Und was ist mit der großen Entfernung zwischen dir und dem Rest deiner Band? Wie funktioniert das?

Die Proben werden weiterhin in San Francisco stattfinden, mit Hilfe einiger Roboter, die wir letzten Sommer gebaut haben. Tourneen werden wir vermutlich persönlich spielen müssen, aber wir arbeiten auch da an einer Lösung.

Und wie wirst du dich im fremden Land verständlich machen?

Ich schätze, ich muss einfach laut genug sprechen, wie denn sonst, (dann auf Deutsch:) Hast du 'ne Meise?

Euer Debüt in Deutschland bestand aus einer Zusammenstellung früherer EPs auf X-Mist. Wie kam es dazu?

Unsere ersten beiden EPs lagen ungefähr ein Jahr lang in den USA gerichtlich unter Verschluss. Ich bin unwissentlich einen mündlichen Vertrag mit einer Managerin von Pink eingegangen ... wahrscheinlich wollten die ein paar Punk-Punkte für irgendein Sublabel sammeln. Dieser mündliche Vertrag hat es für uns unmöglich gemacht, in den USA etwas zu veröffentlichen. Na ja, die anderen aus der Band haben mir keine Vorwürfe gemacht: die Managerin war ziemlich hübsch, und ich ziemlich betrunken.

Und wie ist der Abend mit der Managerin ausgegangen?

Ich bin nicht befugt, über diese Liaison zu reden.

Aha ... Nachdem ihr eine lange Zeit nach einem Label gesucht habt, seid ihr nun auf Day After gelandet. Wie kam das?

Das war pures Glück. Ich glaube Niels, unser Booker von Selma Booking, hatte da seine Hände im Spiel, indem er Mira unsere Musik vorgestellt hat. Wie auch immer, es ist natürlich eine riesige Sache für uns.

"Bad blood" ist ein Song, der es von euren frühen EPs aufs Album geschafft hat, allerdings in einer anderen Tonart. Wieso diese Entscheidung?

Aufgrund einiger juristischer Vorkommnisse in der Vergangenheit sind wir nun verpflichtet, "Bad blood" auf allen unsere zukünftigen Veröffentlichungen zu platzieren. Ich habe den Fehler gemacht und bin im Studio vom ursprünglichen Text abgewichen. Unglücklicherweise habe ich ein paar Worte aus einem Song von Kool Keith gesungen. Keiths Anwälte sind eingeschritten, und deshalb ist "Bad blood" auf unserem letzten Album.

Ich finde, eure Songs sind mit der Zeit immer eingängiger geworden. Entwickelt ihr euch weg von der Punk-Attitüde?

Was das Songwriting angeht, gehen wir dahin, wo das Geld ist.

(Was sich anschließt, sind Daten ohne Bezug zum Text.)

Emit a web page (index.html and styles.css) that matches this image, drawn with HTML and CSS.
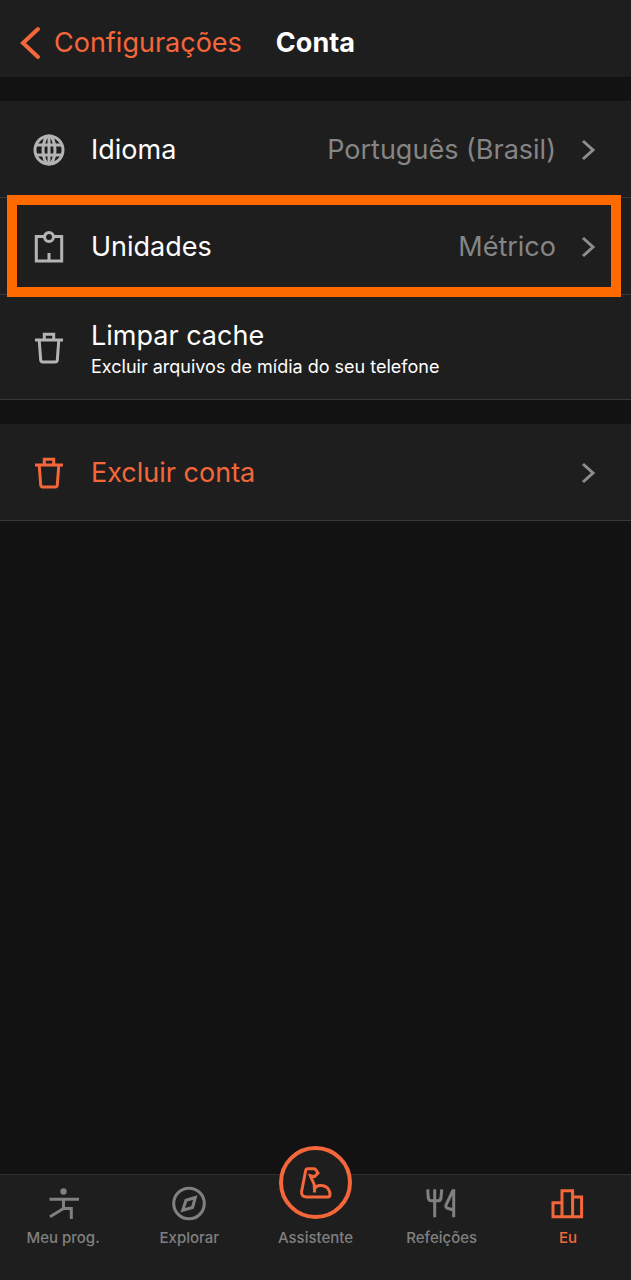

Wenn Klaus Meine vor dir steht und dir sagt, du sollst noch einen Refrain vor die Strophe packen, dann kriegt Herr Meine seinen verdammten Refrain. Verstehst du, was ich meine?

Offenbar seid ihr recht erfolgreich hier in Europa, möglicherweise sogar erfolgreicher als in deiner früheren Heimat. Kannst du das bestätigen?

Ich denke, ganz gut läuft es in der Gruppe der fünfundvierzig- bis sechzigjährigen der gemäßigten Pop-Demographie. Aber sogar unter diesen sind wir nur in Esslingen wirklich berühmt. Ich bin mir ziemlich sicher, außerhalb von Esslingen kümmert sich kein Arsch um uns.

Mir scheint, du stehst innerhalb der Band und in deren Außendarstellung stark im Mittelpunkt. Ist die Band dein Baby?

THE YELLOW PRESS ist das Baby einer gewissen Mrs Esmerelda Merryweather aus El Cerrito, Kalifornien. Tausend Dank, Esme.

Meine letzte Frage: Meintest du das alles ernst?

Absolut.

Na, vielen Dank. Das war ja ungeheuer aufschlussreich.